By Michael Donovan
Sure, the Eagles are big dogs in Foxboro today — 9 or 10 points depending who your bookie is — but they have a chance to win and turn the season around, and here’s how.
When the Eagles run
DeMarco Murray is a big, strong back with good vision and inside power. He’s a no-nonsense, north-south runner who won’t waste time dancing in the backfield. He hits the hole with authority and possesses good straight-line speed. Murray (6 feet, 217 pounds) is also an exceptional receiver with soft hands and good instincts after the catch.
His production is way off from the last two seasons, when he collected 719 touches and 3,732 yards from scrimmage with the Cowboys. It appears the pounding has taken its toll, as Murray has lost some of his burst and shakability. It doesn’t help that he had become accustomed to running behind a terrific offensive line in Dallas and now he’s running behind a below-average unit.
Darren Sproles is working more out of the backfield as Ryan Mathews recovers from concussion and groin issues. Sproles (5-6, 190) has exceptional quickness, shiftiness, and lateral movement. He’s tremendous in space, is agile, and can squeeze through the slimmest of lanes. He runs low and can get lost among the big boys. But Sproles lacks the size and power to be an every-down back. The Patriots run defense struggled without the ultra-instinctive and physical Dont’a Hightower last week but should receive a boost with the return of Jamie Collins. Tackles Alan Branch (he’s big and can penetrate) and Malcom Brown (he’s big, quick, and relentless) have been really good.
When the Eagles pass
Sam Bradford sure looks like an NFL quarterback, but he goes through stretches when he doesn’t play like one.
The consistency and confidence he displayed in college has not translated to this level. The 6-foot-4-inch, 224-pounder has good size and vision, and a big, accurate arm. He’s tough and decisive, but those decisions aren’t always the best (i.e. 70 TDs, 48 INTs for his career).
Bradford is very streaky, and when he gets on a roll, he can carry an offense. He’s not a fiery guy and lacks the ability to rally his troops when adversity rears its ugly head. He’s missed a ton of time in college and as a pro with myriad injuries, and he returns Sunday after a two-game absence with a left (nonthrowing) shoulder injury.
Jordan Matthews (6-3, 212) is a speedy, slender receiver with long arms and strong hands. He has the size to shield the defender from the ball and the quicks to get downfield in a flash. He runs exact routes and is a threat from everywhere.

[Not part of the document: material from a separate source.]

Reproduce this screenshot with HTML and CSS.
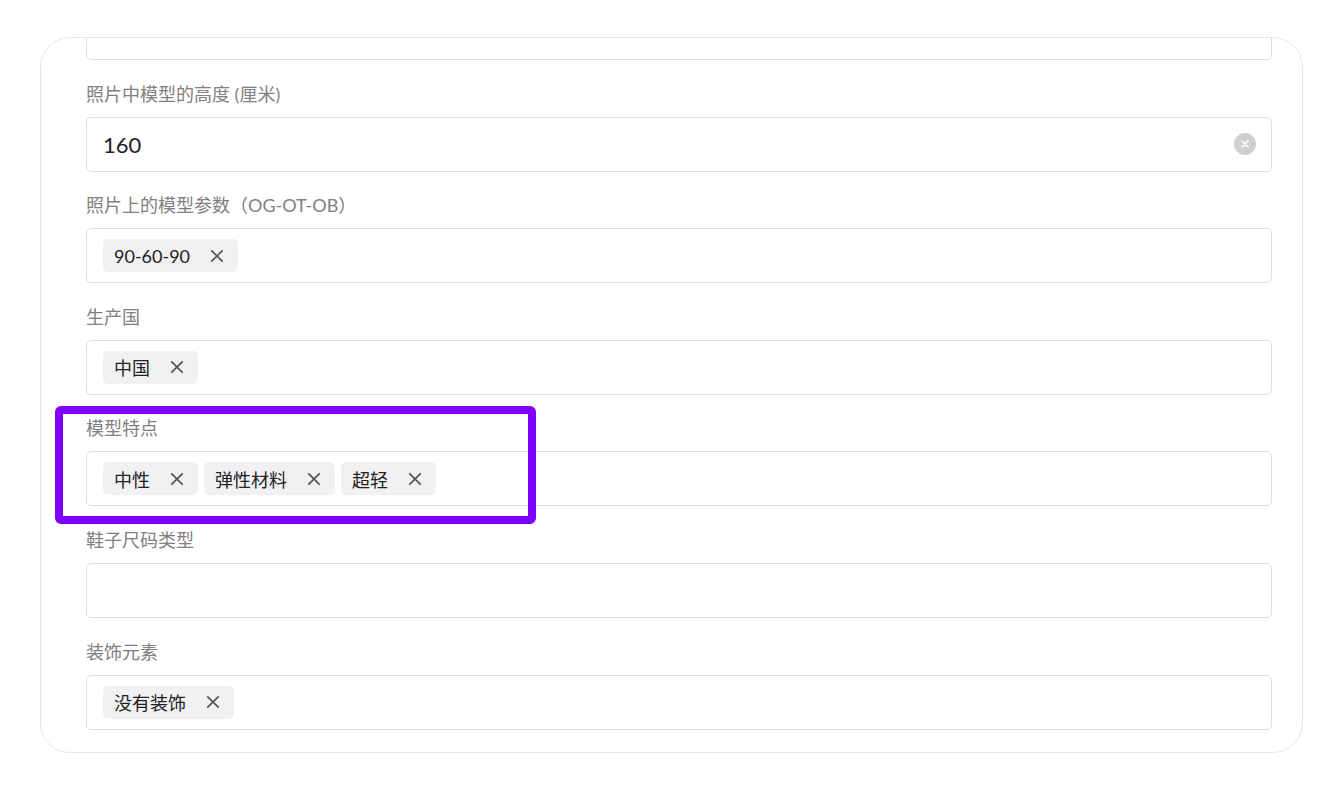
FILE: index.html
```html
<!DOCTYPE html>
<html lang="zh">
<head>
    <meta charset="UTF-8">
    <meta name="viewport" content="width=device-width, initial-scale=1.0">
    <title>模型参数</title>
    <link rel="stylesheet" href="styles.css">
</head>
<body>
    <div class="card">
        <div class="fields">
            <!-- 上一个字段，已滚出可视区 -->
            <div class="field">
                <div class="label"></div>
                <div class="box"></div>
            </div>
            <div class="field">
                <div class="label">照片中模型的高度 (厘米)</div>
                <div class="box text">
                    <span class="value">160</span>
                    <span class="clear">
                        <svg width="10" height="10" viewBox="0 0 10 10"><path d="M2 2L8 8M8 2L2 8" stroke="#fff" stroke-width="1.6" stroke-linecap="round"/></svg>
                    </span>
                </div>
            </div>
            <div class="field">
                <div class="label">照片上的模型参数（OG-OT-OB）</div>
                <div class="box">
                    <span class="chip">90-60-90<svg class="x" viewBox="0 0 14 14"><path d="M2 2L12 12M12 2L2 12"/></svg></span>
                </div>
            </div>
            <div class="field">
                <div class="label">生产国</div>
                <div class="box">
                    <span class="chip">中国<svg class="x" viewBox="0 0 14 14"><path d="M2 2L12 12M12 2L2 12"/></svg></span>
                </div>
            </div>
            <div class="field">
                <div class="label">模型特点</div>
                <div class="box">
                    <span class="chip">中性<svg class="x" viewBox="0 0 14 14"><path d="M2 2L12 12M12 2L2 12"/></svg></span>
                    <span class="chip">弹性材料<svg class="x" viewBox="0 0 14 14"><path d="M2 2L12 12M12 2L2 12"/></svg></span>
                    <span class="chip">超轻<svg class="x" viewBox="0 0 14 14"><path d="M2 2L12 12M12 2L2 12"/></svg></span>
                </div>
                <div class="highlight"></div>
            </div>
            <div class="field">
                <div class="label">鞋子尺码类型</div>
                <div class="box"></div>
            </div>
            <div class="field">
                <div class="label">装饰元素</div>
                <div class="box">
                    <span class="chip">没有装饰<svg class="x" viewBox="0 0 14 14"><path d="M2 2L12 12M12 2L2 12"/></svg></span>
                </div>
            </div>
        </div>
    </div>
</body>
</html>
```

FILE: styles.css
```css
html, body{
    margin: 0;
    padding: 0;
    background: #fff;
}
body{
    font-family: Lato, "Noto Sans CJK SC", sans-serif;
    color: #222;
}

/* 卡片 */
.card{
    margin: 37px 0 0 40px;
    width: 1263px;
    height: 716px;
    box-sizing: border-box;
    border: 1.5px solid #e6e6e6;
    border-radius: 30px;
    overflow: hidden;
    padding: 0 30px 0 45px;
}
/* 列表已向下滚动 */
.fields{
    display: flex;
    flex-direction: column;
    gap: 22.6px;
    margin-top: -67px;
}
.field{
    position: relative;
}
.label{
    font-size: 18px;
    line-height: 22px;
    height: 22px;
    color: #808080;
    margin-bottom: 12px;
}

/* 输入框 */
.box{
    display: flex;
    align-items: center;
    gap: 6px;
    height: 55px;
    box-sizing: border-box;
    border: 1.5px solid #dedede;
    border-radius: 5px;
    padding: 0 15px 0 16px;
}
.box.text{
    justify-content: space-between;
}
.value{
    font-size: 22px;
    color: #222;
}
.clear{
    display: flex;
    align-items: center;
    justify-content: center;
    width: 22px;
    height: 22px;
    border-radius: 50%;
    background: #cfcfcf;
}

/* 标签 */
.chip{
    display: inline-flex;
    align-items: center;
    gap: 19px;
    height: 33px;
    padding: 0 13px 0 11px;
    border-radius: 5px;
    background: #f1f1f3;
    font-size: 18px;
    color: #222;
}
.chip .x{
    width: 16px;
    height: 16px;
    fill: none;
    stroke: #555;
    stroke-width: 1.5;
}

/* 紫色高亮框 */
.highlight{
    position: absolute;
    left: -31px;
    top: -11px;
    width: 481px;
    height: 118px;
    box-sizing: border-box;
    border: 8px solid #7f00ff;
    border-radius: 6px;
}
```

Riley Cooper (6-4, 230) has great size and good hands but disappears much too often. Tight ends Brent Celek (he has big, strong hands) and Zach Ertz (he can catch and block) know how to get open.
DeMarco Murray and Darren Sproles are exceptional options out of the backfield. New England’s Malcolm Butler and Logan Ryan are sticky, confident cornerbacks. The safety rotation is versatile and supportive. Devin McCourty is rangy and Patrick Chung is a thumper.
Eagles’ key player: OLB Connor Barwin
An exceptionally athletic outside linebacker, he has long arms, big hands, and a big heart. He finds the ball.
How he beats you: With instincts and quickness. Barwin has great presnap recognition. He can rush the quarterback or set the edge. Oh, and he explodes into people.
How to shut him down: By matching his intensity. On every play. Barwin brings it every down, so you have to as well. If that means double teams, so be it.
Eagles’ keys to victory
1. Philadelphia flyer: Darren Sproles is the Eagles’ most explosive player, so get him the ball. The more touches he gets, the better for Philly.
2. Philadelphia freedom: Wide receiver Jordan Matthews must get clean breaks and get into his routes quickly to give Sam Bradford a viable outside threat.
3. Philadelphia union: It’s been a rough season for Chip Kelly’s crew. It’s time to stick together, because in the NFC East, nothing is settled.